A sua fé é esta: "Acho que as pessoas que ocuparam o poder, por vezes, ainda pensam como no século XX e, sempre que encontram dificuldades, pensam como poderão resolvê-las pela força." Mas lembra que "hoje existe um mundo mais esperançoso, em termos gerais, e que todos fazemos parte de um todo de sete mil milhões de seres humanos"; dedicando as suas orações não apenas no sentido de melhoria desses seres humanos, mas para que seja assumido que o mundo estar em mudança não diz apenas respeito ao próprio planeta como casa dos seres vivos, diz antes respeito às interdependências de todos os povos que se diferenciarem dentro de fronteiras de liberdade ou de submissão, e à desatualização das construções normativas, em que se destacam a ONU, e os tribunais internacionais.
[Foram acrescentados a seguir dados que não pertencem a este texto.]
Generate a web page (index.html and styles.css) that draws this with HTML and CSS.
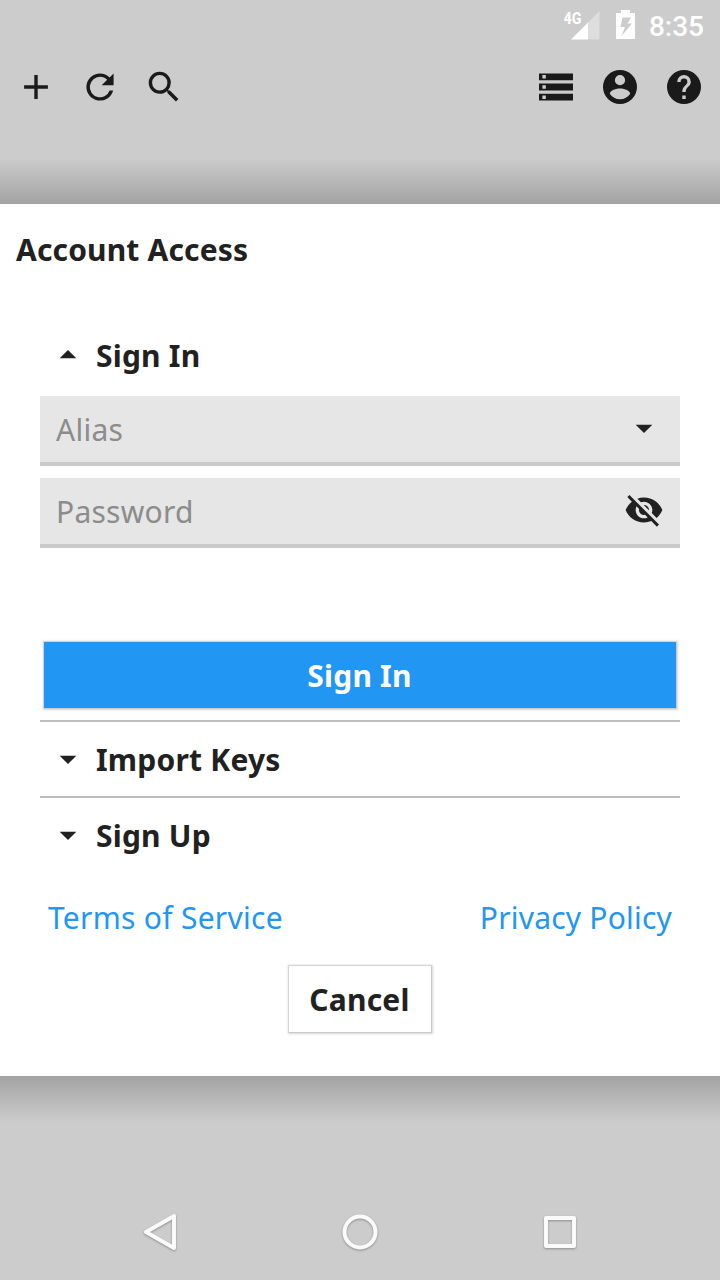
FILE: index.html
```html
<!DOCTYPE html>
<html lang="en">
<head>
<meta charset="utf-8">
<title>Account Access</title>
<link rel="stylesheet" href="styles.css">
</head>
<body>
<div class="screen">
  <div class="status-bar">
    <svg class="status-signal" width="36" height="30" viewBox="564 10 36 30">
      <path fill="#fff" fill-opacity=".35" d="M588 22.500 599.500 11V39.500H588z"/>
      <path fill="#fff" d="M588 22.500V39.500H571z"/>
      <text class="network" x="563.500" y="23.500" textLength="18" lengthAdjust="spacingAndGlyphs">4G</text>
    </svg>
    <svg class="status-battery" width="20" height="30" viewBox="616 10 20 30">
      <path fill="#fff" fill-rule="evenodd" d="M621 10h9v3h5v26h-19V13h5zM622.500 17.500l-2 9.500h4.500l-3.500 9 10.500-12.500h-4.500l3.500-6z"/>
    </svg>
    <span class="clock">8:35</span>
  </div>
  <div class="toolbar">
    <div class="tool-group">
      <span class="tool"><svg class="icon" viewBox="0 0 24 24"><path d="M19 13h-6v6h-2v-6H5v-2h6V5h2v6h6v2z"/></svg></span>
      <span class="tool"><svg class="icon" viewBox="0 0 24 24"><path d="M17.650 6.350A7.960 7.960 0 0 0 12 4a8 8 0 1 0 7.730 10h-2.080A6 6 0 1 1 12 6c1.660 0 3.140.69 4.220 1.780L13 11h7V4l-2.350 2.350z"/></svg></span>
      <span class="tool"><svg class="icon" viewBox="0 0 24 24"><path d="M15.500 14h-.79l-.28-.27A6.470 6.470 0 0 0 16 9.500 6.500 6.500 0 1 0 9.500 16c1.610 0 3.090-.59 4.230-1.570l.27.28v.79l5 4.990L20.490 19l-4.990-5zm-6 0a4.500 4.500 0 1 1 0-9 4.500 4.500 0 0 1 0 9z"/></svg></span>
    </div>
    <div class="tool-group">
      <span class="tool"><svg class="icon" viewBox="0 0 24 24"><path d="M2 20h20v-4H2v4zm2-3h2v2H4v-2zM2 4v4h20V4H2zm4 3H4V5h2v2zm-4 7h20v-4H2v4zm2-3h2v2H4v-2z"/></svg></span>
      <span class="tool"><svg class="icon" viewBox="0 0 24 24"><path d="M12 2a10 10 0 1 0 0 20 10 10 0 0 0 0-20zm0 3a3 3 0 1 1 0 6 3 3 0 0 1 0-6zm0 14.200a7.200 7.200 0 0 1-6-3.220c.03-1.990 4-3.080 6-3.080 1.990 0 5.970 1.090 6 3.080a7.200 7.200 0 0 1-6 3.220z"/></svg></span>
      <span class="tool"><svg class="icon" viewBox="0 0 24 24"><path d="M12 2a10 10 0 1 0 0 20 10 10 0 0 0 0-20zm1 17h-2v-2h2v2zm2.070-7.750l-.9.920C13.450 12.900 13 13.500 13 15h-2v-.5c0-1.100.45-2.100 1.170-2.830l1.240-1.260c.37-.36.59-.86.59-1.410a2 2 0 1 0-4 0H8a4 4 0 1 1 8 0c0 .88-.36 1.680-.93 2.250z"/></svg></span>
    </div>
  </div>
  <main class="dialog">
    <h1 class="title">Account Access</h1>
    <div class="accordion">
      <div class="section section-open"><svg class="caret caret-up" viewBox="0 0 24 24"><path d="M7 14l5-5 5 5z"/></svg><span>Sign In</span></div>
      <div class="field"><span class="placeholder">Alias</span><svg class="field-icon" viewBox="0 0 24 24"><path d="M7 10l5 5 5-5z"/></svg></div>
      <div class="field"><span class="placeholder">Password</span><svg class="field-icon" viewBox="0 0 24 24"><path d="M12 7c2.760 0 5 2.240 5 5 0 .65-.13 1.260-.36 1.830l2.920 2.920c1.510-1.260 2.700-2.890 3.430-4.750-1.730-4.390-6-7.500-11-7.500-1.400 0-2.740.25-3.980.7l2.160 2.160C10.740 7.130 11.350 7 12 7zM2 4.270l2.280 2.280.46.46C3.080 8.300 1.780 10.020 1 12c1.730 4.390 6 7.500 11 7.500 1.550 0 3.030-.3 4.380-.84l.42.42L19.730 22 21 20.730 3.270 3 2 4.270zM7.530 9.800l1.550 1.550c-.05.21-.08.43-.08.65 0 1.660 1.340 3 3 3 .22 0 .44-.03.65-.08l1.550 1.550c-.67.33-1.410.53-2.200.53-2.760 0-5-2.240-5-5 0-.79.2-1.530.53-2.200zm4.310-.78l3.150 3.150.02-.16c0-1.660-1.340-3-3-3l-.17.01z"/></svg></div>
      <button class="sign-in">Sign In</button>
      <div class="section section-ruled"><svg class="caret" viewBox="0 0 24 24"><path d="M7 10l5 5 5-5z"/></svg><span>Import Keys</span></div>
      <div class="section section-ruled"><svg class="caret" viewBox="0 0 24 24"><path d="M7 10l5 5 5-5z"/></svg><span>Sign Up</span></div>
      <div class="links"><a class="terms">Terms of Service</a><a>Privacy Policy</a></div>
      <button class="cancel">Cancel</button>
    </div>
  </main>
  <div class="nav-bar">
    <svg class="nav-icon" viewBox="0 0 48 48"><path d="M38 8v32L10 24z"/></svg>
    <svg class="nav-icon" viewBox="0 0 48 48"><circle cx="24" cy="24" r="15.500"/></svg>
    <svg class="nav-icon" viewBox="0 0 48 48"><rect x="10" y="10" width="28" height="28"/></svg>
  </div>
</div>
</body>
</html>
```
FILE: styles.css
```css
* { box-sizing: border-box; }
body { margin: 0; }
.screen {
  width: 720px;
  height: 1280px;
  display: flex;
  flex-direction: column;
  background: linear-gradient(#ccc 158px, #a3a3a3 204px, #a3a3a3 1076px, #ccc 1122px);
  font-family: "Noto Sans", sans-serif;
  font-size: 30px;
  letter-spacing: .2px;
  color: #212121;
}
.status-bar {
  height: 48px;
  padding: 10px 16px 0 0;
  display: flex;
  justify-content: flex-end;
  letter-spacing: 0;
}
.status-signal { margin-right: 16px; }
.status-battery { margin-right: 13px; }
.network { font: 700 16px Roboto, sans-serif; fill: #fff; }
.clock {
  font: 500 28px/34px Roboto, sans-serif;
  color: #fff;
}
.toolbar {
  height: 156px;
  padding: 0 4px;
  display: flex;
  justify-content: space-between;
}
.tool-group { display: flex; }
.tool {
  width: 64px;
  height: 78px;
  display: flex;
  align-items: center;
  justify-content: center;
}
.icon { width: 40px; height: 40px; fill: #1a1a1a; transform: scale(1.02); }
.dialog {
  height: 872px;
  background: #fff;
}
.title {
  margin: 0;
  padding: 24px 16px 0;
  height: 116px;
  font-size: 30px;
  line-height: 44px;
  font-weight: 700;
  letter-spacing: .15px;
}
.accordion {
  padding: 0 40px;
  display: flex;
  flex-direction: column;
}
.section {
  height: 76px;
  padding-left: 8px;
  display: flex;
  align-items: center;
  gap: 8px;
  font-weight: 700;
  line-height: 44px;
}
.caret { width: 40px; height: 40px; fill: #212121; }
.caret-up { margin-bottom: 2px; }
.section-open { height: 72px; margin-bottom: 4px; }
.section-ruled { border-top: 2px solid #bdbdbd; }
.section-ruled span { padding-top: 2px; }
.field {
  height: 70px;
  margin-bottom: 12px;
  padding: 0 16px;
  display: flex;
  align-items: center;
  justify-content: space-between;
  background: #e6e6e6;
  border-bottom: 4px solid #cacaca;
  color: #8c8c8c;
  line-height: 44px;
}
.placeholder { padding-top: 2px; letter-spacing: .25px; }
.field-icon { width: 40px; height: 40px; margin-bottom: 2px; fill: #212121; }
button {
  font: 700 30px/44px "Noto Sans", sans-serif;
  letter-spacing: .2px;
  border: 0;
  padding: 2px 1px 0 0;
  box-shadow: 0 0 0 1px rgba(0, 0, 0, .06), 0 0 2px 1.5px rgba(0, 0, 0, .17);
}
.sign-in {
  height: 66px;
  margin: 82px 4px 12px;
  background: #2196f3;
  color: #fff;
}
.links {
  height: 44px;
  margin: 24px 8px 0;
  display: flex;
  justify-content: space-between;
  color: #2196f3;
  line-height: 44px;
}
.terms { letter-spacing: .28px; }
.cancel {
  width: 142px;
  height: 66px;
  margin: 26px auto 0;
  background: #fff;
  color: #212121;
}
.nav-bar {
  margin-top: auto;
  height: 96px;
  padding: 0 136px;
  display: flex;
  align-items: center;
  justify-content: space-between;
}
.nav-icon {
  width: 48px;
  height: 48px;
  fill: none;
  stroke: #fafafa;
  stroke-width: 4px;
  stroke-linejoin: round;
  filter: drop-shadow(0 1px 1px rgba(0, 0, 0, .3));
}
```
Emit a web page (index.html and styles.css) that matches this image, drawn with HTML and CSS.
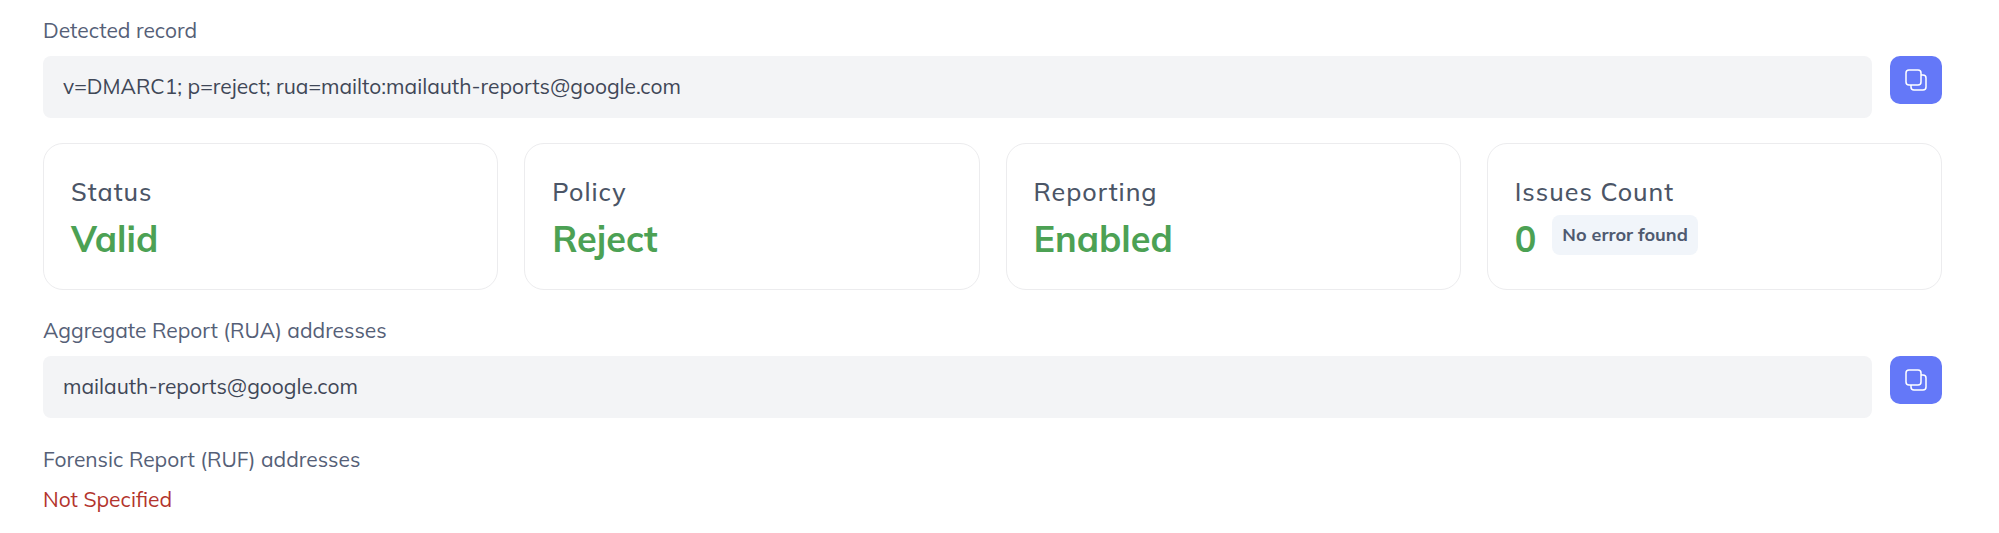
FILE: index.html
```html
<!DOCTYPE html>
<html lang="en">
<head>
    <meta charset="UTF-8">
    <meta name="viewport" content="width=device-width, initial-scale=1.0">
    <title>DMARC Record</title>
    <link rel="stylesheet" href="styles.css">
</head>
<body>
    <main class="report">
        <!-- Record -->
        <div class="field">
            <label class="field-label" for="record">Detected record</label>
            <div class="field-row">
                <input type="text" id="record" class="field-value" value="v=DMARC1; p=reject; rua=mailto:mailauth-reports@google.com" readonly>
                <button type="button" class="copy-btn" data-copy="record" aria-label="Copy">
                    <svg class="copy-icon" viewBox="0 0 24 24" fill="none" stroke="currentColor" stroke-width="1.5">
                        <rect x="2" y="2" width="15" height="15" rx="3"/>
                        <path d="M17 7h2a3 3 0 0 1 3 3v9a3 3 0 0 1-3 3h-9a3 3 0 0 1-3-3v-2"/>
                    </svg>
                </button>
            </div>
        </div>

        <!-- Summary cards -->
        <div class="cards">
            <div class="card">
                <div class="card-title">Status</div>
                <div class="card-value">Valid</div>
            </div>
            <div class="card">
                <div class="card-title">Policy</div>
                <div class="card-value">Reject</div>
            </div>
            <div class="card">
                <div class="card-title">Reporting</div>
                <div class="card-value">Enabled</div>
            </div>
            <div class="card">
                <div class="card-title">Issues Count</div>
                <div class="card-line">
                    <div class="card-value">0</div>
                    <span class="tag">No error found</span>
                </div>
            </div>
        </div>

        <!-- Report addresses -->
        <div class="field">
            <label class="field-label" for="rua">Aggregate Report (RUA) addresses</label>
            <div class="field-row">
                <input type="text" id="rua" class="field-value" value="mailauth-reports@google.com" readonly>
                <button type="button" class="copy-btn" data-copy="rua" aria-label="Copy">
                    <svg class="copy-icon" viewBox="0 0 24 24" fill="none" stroke="currentColor" stroke-width="1.5">
                        <rect x="2" y="2" width="15" height="15" rx="3"/>
                        <path d="M17 7h2a3 3 0 0 1 3 3v9a3 3 0 0 1-3 3h-9a3 3 0 0 1-3-3v-2"/>
                    </svg>
                </button>
            </div>
        </div>

        <div class="field">
            <div class="field-label">Forensic Report (RUF) addresses</div>
            <div class="missing">Not Specified</div>
        </div>
    </main>

    <script>
        document.querySelectorAll('.copy-btn').forEach(btn => {
            btn.addEventListener('click', function() {
                navigator.clipboard.writeText(document.getElementById(btn.dataset.copy).value);
            });
        });
    </script>
</body>
</html>
```
FILE: styles.css
```css
body {
    margin: 0;
    background-color: #fff;
    color: #4b5566;
    font-family: Mulish, Lato, sans-serif;
    font-size: 21px;
    line-height: 26px;
}
.report {
    padding: 17px 57px 16px 43px;
}
.field {
    display: flex;
    flex-direction: column;
    gap: 13px;
}
.field + .field {
    margin-top: 28px;
}
.field-label {
    color: #556077;
}
.field-row {
    display: flex;
    align-items: flex-start;
    gap: 18px;
}
.field-value {
    flex: 1;
    min-width: 0;
    box-sizing: border-box;
    padding: 17px 20px 19px;
    border: none;
    border-radius: 8px;
    background-color: #f3f4f6;
    color: #3f4757;
    font: inherit;
}
.copy-btn {
    display: flex;
    align-items: center;
    justify-content: center;
    width: 52px;
    height: 48px;
    padding: 0;
    border: none;
    border-radius: 10px;
    background-color: #6478f8;
    color: #fff;
    cursor: pointer;
}
.copy-btn:hover {
    background-color: #5468e8;
}
.copy-icon {
    width: 24px;
    height: 24px;
}
.cards {
    display: grid;
    grid-template-columns: repeat(4, 1fr);
    gap: 26px;
    margin: 25px 0 27px;
}
.card {
    padding: 32px 28px 26px 27px;
    border: 1px solid #ececee;
    border-radius: 20px;
}
.card-title {
    margin-bottom: 7px;
    font-size: 25px;
    line-height: 32px;
    font-weight: 500;
    letter-spacing: 1px;
}
.card-line {
    display: flex;
    align-items: flex-start;
    gap: 16px;
}
.card-value {
    color: #4ca154;
    font-size: 36px;
    line-height: 48px;
    font-weight: 700;
}
.tag {
    padding: 7px 10px;
    border-radius: 8px;
    background-color: #f1f5fa;
    color: #4f5a70;
    font-size: 18px;
    font-weight: 700;
}
.missing {
    color: #b3342d;
    line-height: 28px;
}
```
De facto, um mundo de ruturas, sem que o globalismo, que surpreende pela complexidade, deixe de agravar os conflitos com estratégias, anúncios normativos, lógicas económicas, tudo de regra ultrapassado pelos factos, que são mais rápidos. Se os profetas de cada fé exigem frequente reinterpretação da mensagem que o futuro não pareceu confirmar, o já crescente número de eucratas, que assumem o arbítrio de abandonar tratados a favor da sua incontrolável imaginação, não augura recuo no culto da leviandade que agrava o risco de provocar calamidades, agora globais.

Não parece resposta suficiente a reprovação verbal inspirada pela justiça natural. O Conselho de Segurança não precisa de aturada meditação sobre as suas competências para chamar à razão os crentes da leviandade, que designadamente usou para abortar a tentativa de dois titulares do direito de veto - Reino Unido e França - ao pretenderem impedir a política de Nasser para o Suez.

O conceito do crescente unilateralismo dos EUA, a debilidade perante a redefinição da fronteira de interesses próprios da Rússia, a invocação do interesse dos EUA sem cuidar de evitar desastres ecológicos que disputam a dimensão dos causados pelo furacão Dorian, tudo são alarmantes sinais de que a leviandade é a dominante estratégia de resposta ao globalismo.